Node.js / Python Equivalents
- Node.js:
const model = await Model.load("model.gguf") - Python:
model = Model.load("model.gguf")
Loading Models¶
Model::load¶
Load a model from a GGUF file with default parameters.
Parameters:
| Name | Type | Default | Description |
|---|---|---|---|
path |
impl AsRef<Path> |
-- | Path to the GGUF model file |
Returns: Result<Model, MullamaError>
Errors:
MullamaError::ModelLoadError-- File not found, invalid GGUF format, or insufficient memoryMullamaError::IoError-- Filesystem access failure
Example:
use mullama::Model;
let model = Model::load("models/llama-7b.gguf")?;
println!("Loaded model with {} parameters", model.n_params());
println!("Vocabulary size: {}", model.n_vocab());
println!("Embedding dimension: {}", model.n_embd());
Model::load_with_params¶
Load a model with custom parameters for fine-grained control over GPU offloading, memory mapping, and other options.
pub fn load_with_params(
path: impl AsRef<Path>,
params: ModelParams,
) -> Result<Self, MullamaError>
Parameters:
| Name | Type | Default | Description |
|---|---|---|---|
path |
impl AsRef<Path> |
-- | Path to the GGUF model file |
params |
ModelParams |
-- | Custom loading parameters |
Returns: Result<Model, MullamaError>
Errors:
MullamaError::ModelLoadError-- Loading failure due to parameters or file issuesMullamaError::GpuError-- GPU layer offloading failureMullamaError::IoError-- Filesystem access failure
Example:
use mullama::{Model, ModelParams};
let params = ModelParams {
n_gpu_layers: 32,
use_mmap: true,
use_mlock: false,
..Default::default()
};
let model = Model::load_with_params("models/llama-7b.gguf", params)?;
ModelParams¶
Configuration for model loading behavior.
#[derive(Debug, Clone)]
pub struct ModelParams {
pub n_gpu_layers: i32,
pub split_mode: llama_split_mode,
pub main_gpu: i32,
pub tensor_split: Vec<f32>,
pub vocab_only: bool,
pub use_mmap: bool,
pub use_mlock: bool,
pub check_tensors: bool,
pub use_extra_bufts: bool,
pub kv_overrides: Vec<ModelKvOverride>,
pub progress_callback: Option<fn(f32) -> bool>,
}
Fields¶
| Name | Type | Default | Description |
|---|---|---|---|
n_gpu_layers |
i32 |
0 |
Number of layers to offload to GPU. Set to 999 to offload all layers. |
split_mode |
llama_split_mode |
NONE |
How to split the model across multiple GPUs (NONE, LAYER, ROW) |
main_gpu |
i32 |
0 |
Main GPU device index for single-GPU or primary device |
tensor_split |
Vec<f32> |
[] |
Proportion of model to assign to each GPU (must sum to 1.0) |
vocab_only |
bool |
false |
Load only vocabulary (for tokenization-only use cases) |
use_mmap |
bool |
true |
Use memory-mapped file I/O for faster loading and lower RAM usage |
use_mlock |
bool |
false |
Lock model memory to prevent swapping to disk |
check_tensors |
bool |
true |
Validate tensor data integrity on load (slight overhead) |
use_extra_bufts |
bool |
false |
Use extra buffer types for specialized backends |
kv_overrides |
Vec<ModelKvOverride> |
[] |
Override model metadata key-value pairs |
progress_callback |
Option<fn(f32) -> bool> |
None |
Progress callback during loading (return false to cancel) |
GPU Layer Offloading
When n_gpu_layers is 0, the split_mode and main_gpu fields are ignored to avoid "invalid value for main_gpu" errors when no GPU is available.

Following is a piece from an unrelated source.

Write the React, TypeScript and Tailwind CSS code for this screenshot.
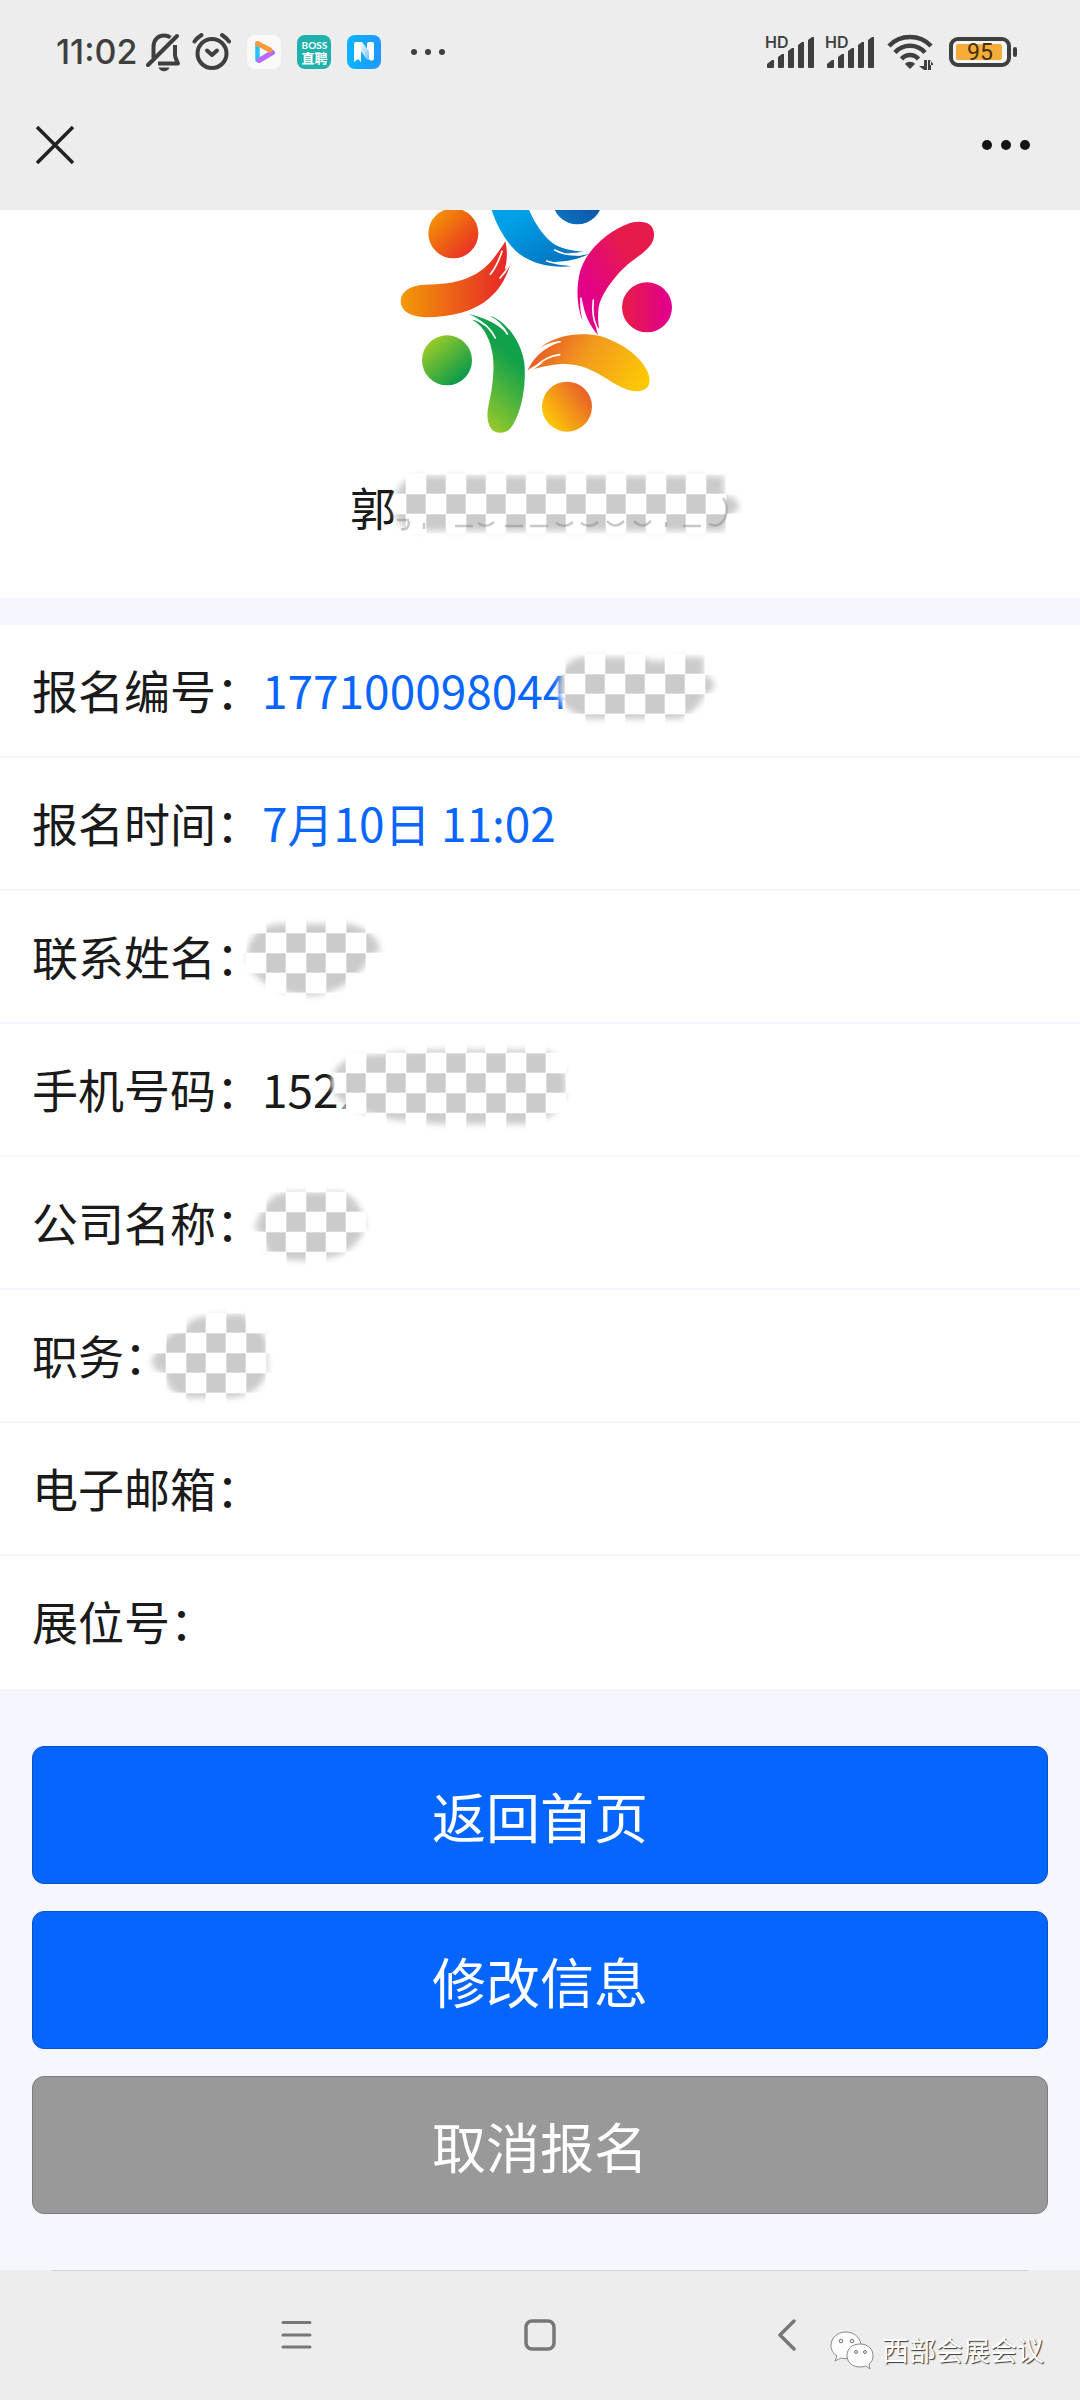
import React, { useId } from "react";

type Redaction = {
  box: [number, number, number, number];
  cell: [number, number];
  shape: string;
  place: string;
  extra?: React.ReactNode;
};

/* Checkerboard patch with feathered edges that hides private data. */
function Mosaic({ box, cell, shape, place, extra }: Redaction) {
  const id = useId();
  const [x, y, w, h] = box;
  return (
    <svg className={"absolute max-w-none " + place} width={w} height={h} viewBox={`${x} ${y} ${w} ${h}`} aria-hidden="true">
      <defs>
        <pattern id={id + "p"} patternUnits="userSpaceOnUse" x={cell[0]} y={cell[1]} width="40" height="40">
          <rect width="40" height="40" fill="#fff" />
          <rect width="20" height="20" fill="#dcdcdc" />
          <rect x="20" y="20" width="20" height="20" fill="#dcdcdc" />
          <rect x="1" y="1" width="18" height="18" fill="#cbcbcb" />
          <rect x="21" y="21" width="18" height="18" fill="#cbcbcb" />
        </pattern>
        <filter id={id + "b"} x="-20%" y="-20%" width="140%" height="140%">
          <feMorphology operator="erode" radius="2" />
          <feGaussianBlur stdDeviation="3" />
        </filter>
        <mask id={id + "m"} maskUnits="userSpaceOnUse" x={x} y={y} width={w} height={h}>
          <path d={shape} fill="#fff" filter={`url(#${id}b)`} />
        </mask>
      </defs>
      <rect x={x} y={y} width={w} height={h} fill={`url(#${id}p)`} mask={`url(#${id}m)`} />
      {extra}
    </svg>
  );
}

type Row = { label: string; value?: string; blue?: boolean; mosaic?: Redaction };

const rows: Row[] = [
  {
    label: "报名编号：",
    value: "177100098044",
    blue: true,
    mosaic: {
      box: [553, 645, 175, 90],
      cell: [585, 674],
      place: "left-[553px] top-5",
      shape: "M556 690C556 672 564 656 582 655H645C655 662 665 658 672 655H706V674C720 674 720 694 706 697C704 706 694 714 682 721H586C568 715 556 706 556 690Z",
    },
  },
  { label: "报名时间：", value: "7月10日 11:02", blue: true },
  {
    label: "联系姓名：",
    mosaic: {
      box: [236, 912, 155, 96],
      cell: [266, 953],
      place: "left-[236px] top-[21px]",
      shape: "M245 957C244 936 258 923 278 922H352C372 926 383 940 383 953C370 956 364 980 344 988C320 1002 296 999 278 992C256 984 246 972 245 957Z",
    },
  },
  {
    label: "手机号码：",
    value: "152",
    mosaic: {
      box: [322, 1038, 255, 98],
      cell: [346, 1073],
      place: "left-[322px] top-3.5",
      shape: "M329 1086C328 1066 343 1054 366 1053C390 1052 400 1048 430 1048H545C565 1052 569 1070 568 1090C568 1108 556 1122 525 1126H440C400 1124 334 1118 329 1086Z",
      extra: <path d="M341 1109l5-6v6z" fill="#999" />,
    },
  },
  {
    label: "公司名称：",
    mosaic: {
      box: [240, 1182, 136, 90],
      cell: [286, 1213],
      place: "left-[240px] top-6",
      shape: "M251 1229C260 1212 264 1192 287 1191H344C358 1195 368 1214 368 1228C364 1243 350 1258 330 1261C310 1266 280 1264 266 1257C262 1246 262 1238 251 1229Z",
    },
  },
  {
    label: "职务：",
    mosaic: {
      box: [140, 1304, 138, 104],
      cell: [186, 1353],
      place: "left-[140px] top-3.5",
      shape: "M150 1356C162 1346 160 1330 184 1326C188 1312 210 1313 248 1312C250 1328 269 1326 269 1342V1374C264 1392 248 1400 226 1400H190C170 1398 164 1388 163 1375C152 1374 148 1366 150 1356Z",
    },
  },
  { label: "电子邮箱：" },
  { label: "展位号：" },
];

function BellOff() {
  return (
    <svg width="40" height="40" viewBox="0 0 40 40" fill="none" stroke="#3f3f3f" strokeWidth="4" strokeLinejoin="round">
      <path d="M4 33 33 4" strokeLinecap="round" />
      <path d="M9.500 26V15C9.500 7 15 3.500 20 3.500c2.500 0 4.500.5 6.500 2" />
      <path d="M31 13v10c0 3 2 6 3 8.500H14" />
      <path d="M14.500 35.500c2 5 9 5 11 0z" fill="#3f3f3f" stroke="none" />
    </svg>
  );
}

function Alarm() {
  return (
    <svg width="40" height="40" viewBox="0 0 40 40" fill="none" stroke="#3f3f3f" strokeWidth="4" strokeLinecap="round">
      <circle cx="21" cy="21.500" r="14.500" />
      <path d="m16 18.500 5 4.500 5-4.500" strokeLinejoin="round" />
      <path d="M3.500 9.500c2-3 4-4.500 7-6.500M38 9.500c-2-3-4-4.500-7-6.500" />
    </svg>
  );
}

function VideoApp() {
  return (
    <svg width="34" height="34" viewBox="0 0 34 34">
      <rect width="34" height="34" rx="8" fill="#f9f9fa" />
      <path d="M10.500 9v16" stroke="#26c3fb" strokeWidth="4.500" strokeLinecap="round" />
      <path d="m12 25.500 13.500-8" stroke="#b76cf5" strokeWidth="5" strokeLinecap="round" />
      <path d="M10.500 8.500 23 15" stroke="#fb9a3b" strokeWidth="5" strokeLinecap="round" />
      <path d="M13 13v8l6-4z" fill="#fff" />
    </svg>
  );
}

function BossApp() {
  return (
    <div className="flex size-[34px] flex-col items-center justify-center rounded-lg bg-[#1fb1ac] font-bold text-white">
      <span className="font-['Lato'] text-[10px] leading-[12px]">BOSS</span>
      <span className="text-[13px] leading-[14px]">直聘</span>
    </div>
  );
}

function NoteApp() {
  return (
    <svg width="34" height="34" viewBox="0 0 34 34">
      <defs>
        <linearGradient id="note" x1="0" x2="1">
          <stop stopColor="#0db4ff" />
          <stop offset="1" stopColor="#1d98ff" />
        </linearGradient>
        <linearGradient id="fold" x1="0" x2="1" y2="1">
          <stop stopColor="#fff" />
          <stop offset="1" stopColor="#6cc6ff" />
        </linearGradient>
      </defs>
      <rect width="34" height="34" rx="8" fill="url(#note)" />
      <path d="M20 9a2 2 0 0 1 2-2h3a2 2 0 0 1 2 2v14c0 3-3 3-4 2l-3-3z" fill="#fff" />
      <path d="M13 7h2l7 9v9c-2 0-3-1-4-3l-5-7z" fill="url(#fold)" />
      <path d="M7 9a2 2 0 0 1 2-2h5v20l-3-3-4 3z" fill="#fff" />
    </svg>
  );
}

function Signal() {
  return (
    <svg width="50" height="46" viewBox="0 -6 50 46" fill="#3f3f3f">
      <text x="0" y="13" fontFamily="Inter, sans-serif" fontWeight="600" fontSize="16">HD</text>
      <path d="M2 32v-3l5-4h2v7q0 1-1 1H3q-1 0-1-1zM13 32V22l4-3h2v13q0 1-1 1h-4q-1 0-1-1zM23 32V16l4-3h2v19q0 1-1 1h-4q-1 0-1-1zM33 32V10l4-3h2v25q0 1-1 1h-4q-1 0-1-1zM43 32V5l4-3h2v30q0 1-1 1h-4q-1 0-1-1z" />
    </svg>
  );
}

function Wifi() {
  return (
    <svg width="46" height="38" viewBox="0 0 46 38" fill="none" stroke="#3f3f3f" strokeWidth="4.500">
      <path d="M2 13C13 1 33 1 44 13M8 19.500c8-9 22-9 30 0M14.500 26c4.500-5.500 12.500-5.500 17 0" />
      <path d="M18 31c2-3 8-3 10 0l-5 5z" fill="#3f3f3f" stroke="none" />
      <path d="M37 27v10h3V27zM32 33l5 4v-4zM41 27v10h3V27zM43 27l4 5h-4z" fill="#3f3f3f" stroke="none" />
    </svg>
  );
}

function Battery() {
  return (
    <svg width="68" height="30" viewBox="0 0 68 30">
      <rect x="2" y="2" width="58" height="26" rx="7" fill="#f4f4f4" stroke="#3f3f3f" strokeWidth="4" />
      <rect x="7" y="7" width="46" height="16" rx="2" fill="#f6ad37" />
      <rect x="64" y="10" width="4" height="10" rx="2" fill="#3f3f3f" />
      <text x="31" y="23" textAnchor="middle" fontFamily="Roboto, sans-serif" fontWeight="400" fontSize="23" fill="#40300f">95</text>
    </svg>
  );
}

function PeopleLogo() {
  return (
    <svg className="mx-auto block" width="320" height="233" viewBox="0 60 960 699" role="img" aria-label="logo">
      <defs>
        <linearGradient id="or" x1="0" y1="0" x2="1" y2="1">
          <stop stopColor="#f6a100" />
          <stop offset="1" stopColor="#e7202b" />
        </linearGradient>
        <linearGradient id="orArm" x1="0" y1="0.500" x2="1" y2="0.500">
          <stop stopColor="#f39a07" />
          <stop offset="1" stopColor="#e6222a" />
        </linearGradient>
        <linearGradient id="bl" x1="0" y1="0" x2="1" y2="1">
          <stop offset="0.300" stopColor="#009fe6" />
          <stop offset="1" stopColor="#0466b4" />
        </linearGradient>
        <linearGradient id="blDot" x1="0" y1="1" x2="1" y2="0">
          <stop stopColor="#0a7ac6" />
          <stop offset="1" stopColor="#123d94" />
        </linearGradient>
        <linearGradient id="pk" x1="0.700" y1="0.300" x2="0.200" y2="0.700">
          <stop stopColor="#e61b4c" />
          <stop offset="1" stopColor="#e3008a" />
        </linearGradient>
        <linearGradient id="pkDot">
          <stop offset="0.100" stopColor="#e61b4c" />
          <stop offset="0.900" stopColor="#e3008a" />
        </linearGradient>
        <linearGradient id="gn" x1="0.600" y1="0.300" x2="0.300" y2="1">
          <stop stopColor="#12a14b" />
          <stop offset="1" stopColor="#a2cd27" />
        </linearGradient>
        <linearGradient id="gnDot" x1="0.100" y1="0.100" x2="0.800" y2="0.900">
          <stop stopColor="#a2cd27" />
          <stop offset="1" stopColor="#089a4b" />
        </linearGradient>
        <linearGradient id="ye" x1="0" y1="0.500" x2="1" y2="0.800">
          <stop stopColor="#e75b26" />
          <stop offset="0.400" stopColor="#f29a1d" />
          <stop offset="1" stopColor="#fdcb05" />
        </linearGradient>
        <linearGradient id="yeDot" x1="0.100" y1="0.800" x2="0.900" y2="0.200">
          <stop stopColor="#fdc806" />
          <stop offset="1" stopColor="#e9602a" />
        </linearGradient>
      </defs>
      <circle cx="220" cy="130" r="75" fill="url(#or)" />
      <circle cx="592" cy="28" r="75" fill="url(#blDot)" />
      <circle cx="801" cy="352" r="75" fill="url(#pkDot)" />
      <circle cx="561" cy="650" r="75" fill="url(#yeDot)" />
      <circle cx="201" cy="511" r="75" fill="url(#gnDot)" />
      <path fill="url(#orArm)" d="M62 334C62 305 90 286 133 284C235 283 290 262 335 212C352 190 366 172 376 154C382 180 383 210 374 238Q384 231 393 218C378 265 360 298 325 327C283 362 220 382 135 382C92 380 62 364 62 334Z" />
      <path fill="url(#bl)" d="M325 20C335 80 372 155 418 192C466 226 525 234 574 229Q545 224 520 216C560 215 600 207 629 191Q612 196 598 197L560 189Q588 189 610 185C572 182 545 176 522 162C485 136 455 88 432 20Z" />
      <path fill="url(#pk)" d="M822 130C819 98 790 90 750 99C685 122 620 178 600 245C588 295 590 345 607 391Q604 360 607 330C612 370 630 410 655 436C650 424 648 414 648 406L657 417Q652 385 656 352C664 310 705 257 742 224C782 192 825 170 822 130Z" />
      <path fill="url(#gn)" d="M266 372C316 384 356 402 384 434Q362 400 330 377C380 395 424 455 433 520C440 590 422 680 389 718C375 732 345 732 335 718C315 690 322 660 334 605C342 545 345 510 330 460C318 422 298 400 276 389Q292 390 304 394Q288 380 266 372Z" />
      <path fill="url(#ye)" d="M442 542C460 505 488 475 540 456Q500 462 470 483C515 438 590 424 660 438C725 458 785 500 804 548C816 580 805 603 772 604C730 604 690 570 650 548C600 522 555 510 462 537Q478 525 490 518Q460 525 442 542Z" />
      <g fill="none" stroke="#fff" strokeWidth="5" strokeLinecap="round">
        <path d="M366 184C357 211 348 232 331 253M390 222C380 241 371 253 360 264" />
        <path d="M524 180C546 192 571 197 602 194M500 213C528 222 551 226 579 223" />
        <path d="M603 325C602 352 605 374 611 391M640 330C636 364 640 390 650 410" />
        <path d="M280 386C314 397 333 418 346 444M325 379C351 391 369 409 382 432" />
        <path d="M469 484C492 467 514 458 540 455M464 533C486 510 510 498 539 494" />
      </g>
    </svg>
  );
}

function WechatMark() {
  return (
    <svg width="44" height="40" viewBox="0 0 44 40" fill="#fdfdfd" stroke="#8a8a8a" strokeWidth="1">
      <path d="M16 2C7 2 1 8 1 15.500c0 4 2 8 6 10.500l-2 5 6-3c2 .5 4 .8 6 .5L31 14C29 6 23 2 16 2z" />
      <path d="M30 14c-8 0-13 5-13 11.500S22 37 30 37c2 0 4-.3 6-1l4 3-1-5c3-2 4-5 4-8.500C43 19 38 14 30 14z" />
      <g fill="#eee" stroke="#777">
        <circle cx="11" cy="11" r="1.800" />
        <circle cx="22" cy="11" r="1.800" />
        <circle cx="26" cy="22" r="1.500" />
        <circle cx="35" cy="22" r="1.500" />
      </g>
    </svg>
  );
}

const nameRedaction: Redaction = {
  box: [382, 464, 372, 82],
  cell: [406, 494],
  place: "-top-[9px] left-8",
  shape: "M392 508C392 488 400 474 422 474H726V494C744 493 746 514 732 516L726 533H420C400 533 392 522 392 508Z",
  extra: (
    <g fill="none" stroke="#777" strokeWidth="2.500" opacity="0.400">
      <path d="M397 520h12M401 529q8 2 8-8M424 529v-6M455 526h18M478 523q8 6 16-1M505 526h18M530 526h18M556 523q9 6 17-1M581 523q9 6 17-1M607 521q8 9 17 0M634 521q8 9 17 0M666 522v5M683 526h18" />
      <path d="M709 524q10 5 16-6q4-12-2-20" />
    </g>
  ),
};

export default function App() {
  return (
    <div className="flex min-h-screen flex-col bg-[#ededed] font-['Noto_Sans_CJK_SC',sans-serif] text-[#1a1a1a]">
      <header>
        <div className="flex h-[104px] items-center justify-between pr-[63px] pl-14">
          <div className="flex items-center">
            <div className="flex items-center gap-[7px]">
              <time className="font-['Inter'] text-[34px] leading-10 font-medium text-[#3f3f3f]">11:02</time>
              <BellOff />
              <Alarm />
            </div>
            <div className="ml-4 flex items-center gap-4">
              <VideoApp />
              <BossApp />
              <NoteApp />
            </div>
            <svg className="ml-[30px]" width="34" height="8" viewBox="0 0 34 8" fill="#3f3f3f">
              <circle cx="3" cy="4" r="3" />
              <circle cx="17" cy="4" r="3" />
              <circle cx="31" cy="4" r="3" />
            </svg>
          </div>
          <div className="flex items-center">
            <div className="flex gap-2.5">
              <Signal />
              <Signal />
            </div>
            <div className="ml-3">
              <Wifi />
            </div>
            <div className="ml-4">
              <Battery />
            </div>
          </div>
        </div>
        <nav className="flex h-[106px] items-center justify-between px-9 pb-6">
          <button aria-label="关闭">
            <svg width="38" height="38" viewBox="0 0 38 38" stroke="#222" strokeWidth="3.500">
              <path d="M1 1l36 36M37 1 1 37" />
            </svg>
          </button>
          <button aria-label="更多" className="pr-3.5">
            <svg width="48" height="12" viewBox="0 0 48 12" fill="#151515">
              <circle cx="5" cy="6" r="5" />
              <circle cx="24" cy="6" r="5" />
              <circle cx="43" cy="6" r="5" />
            </svg>
          </button>
        </nav>
      </header>

      <main className="flex-1 bg-[#f5f6ff]">
        <section className="bg-white pb-[59px]">
          <PeopleLogo />
          <div className="relative mx-auto mt-[30px] w-[380px] text-[46px] leading-[66px]">
            郭
            <Mosaic {...nameRedaction} />
          </div>
        </section>

        <dl className="mt-[27px] bg-white">
          {rows.map((r) => (
            <div key={r.label} className="relative flex h-[133px] items-center border-b-2 border-[#f5f6ff] pb-1 pl-8 text-[46px] leading-[66px] last:border-white">
              <dt>{r.label}</dt>
              <dd className={r.blue ? "text-[#0866ff]" : ""}>{r.value}</dd>
              {r.mosaic && <Mosaic {...r.mosaic} />}
            </div>
          ))}
        </dl>

        <div className="flex flex-col gap-[27px] px-8 pt-[57px] pb-14 text-[54px] text-white">
          <button className="h-[138px] rounded-xl border border-[#0d52c4] bg-[#0466ff]">返回首页</button>
          <button className="h-[138px] rounded-xl border border-[#0d52c4] bg-[#0466ff]">修改信息</button>
          <button className="h-[138px] rounded-xl border border-[#7c7c80] bg-[#999999]">取消报名</button>
        </div>
      </main>

      <footer className="relative h-[130px]">
        <div className="mx-[52px] h-px bg-[#d2d2d8]" />
        <div className="flex h-[128px] items-center justify-center">
          <button aria-label="最近任务" className="flex w-[244px] justify-center">
            <svg width="32" height="32" viewBox="0 0 32 32" stroke="#777" strokeWidth="3" strokeLinecap="round">
              <path d="M3 3.500h27M3 16h27M3 28h27" />
            </svg>
          </button>
          <button aria-label="主屏幕" className="flex w-[244px] justify-center">
            <svg width="32" height="32" viewBox="0 0 32 32" fill="none" stroke="#777" strokeWidth="3.500">
              <rect x="2" y="2" width="28" height="28" rx="6" />
            </svg>
          </button>
          <button aria-label="返回" className="flex w-[244px] justify-center">
            <svg width="32" height="32" viewBox="0 0 32 32" fill="none" stroke="#777" strokeWidth="3.500" strokeLinecap="round" strokeLinejoin="round">
              <path d="M26 2 12 16l14 14" />
            </svg>
          </button>
        </div>
        <div className="absolute right-9 bottom-[30px] flex items-center gap-2 text-[27px] leading-10 text-white [text-shadow:1px_1px_1px_#333]">
          <WechatMark />
          <span>西部会展会议</span>
        </div>
      </footer>
    </div>
  );
}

Set n_gpu_layers to a positive number to enable GPU acceleration.
ModelKvOverride¶
Override model metadata values at load time. This allows customizing model behavior without modifying the GGUF file.
#[derive(Debug, Clone)]
pub struct ModelKvOverride {
pub key: String,
pub value: ModelKvOverrideValue,
}
#[derive(Debug, Clone)]
pub enum ModelKvOverrideValue {
Int(i64),
Float(f64),
Bool(bool),
Str(String),
}
Example:
use mullama::{Model, ModelParams, ModelKvOverride, ModelKvOverrideValue};
let params = ModelParams {
kv_overrides: vec![
ModelKvOverride {
key: "tokenizer.chat_template".to_string(),
value: ModelKvOverrideValue::Str("custom template".to_string()),
},
],
..Default::default()
};
let model = Model::load_with_params("model.gguf", params)?;
ModelBuilder¶
Fluent API for model configuration with validation and sensible defaults.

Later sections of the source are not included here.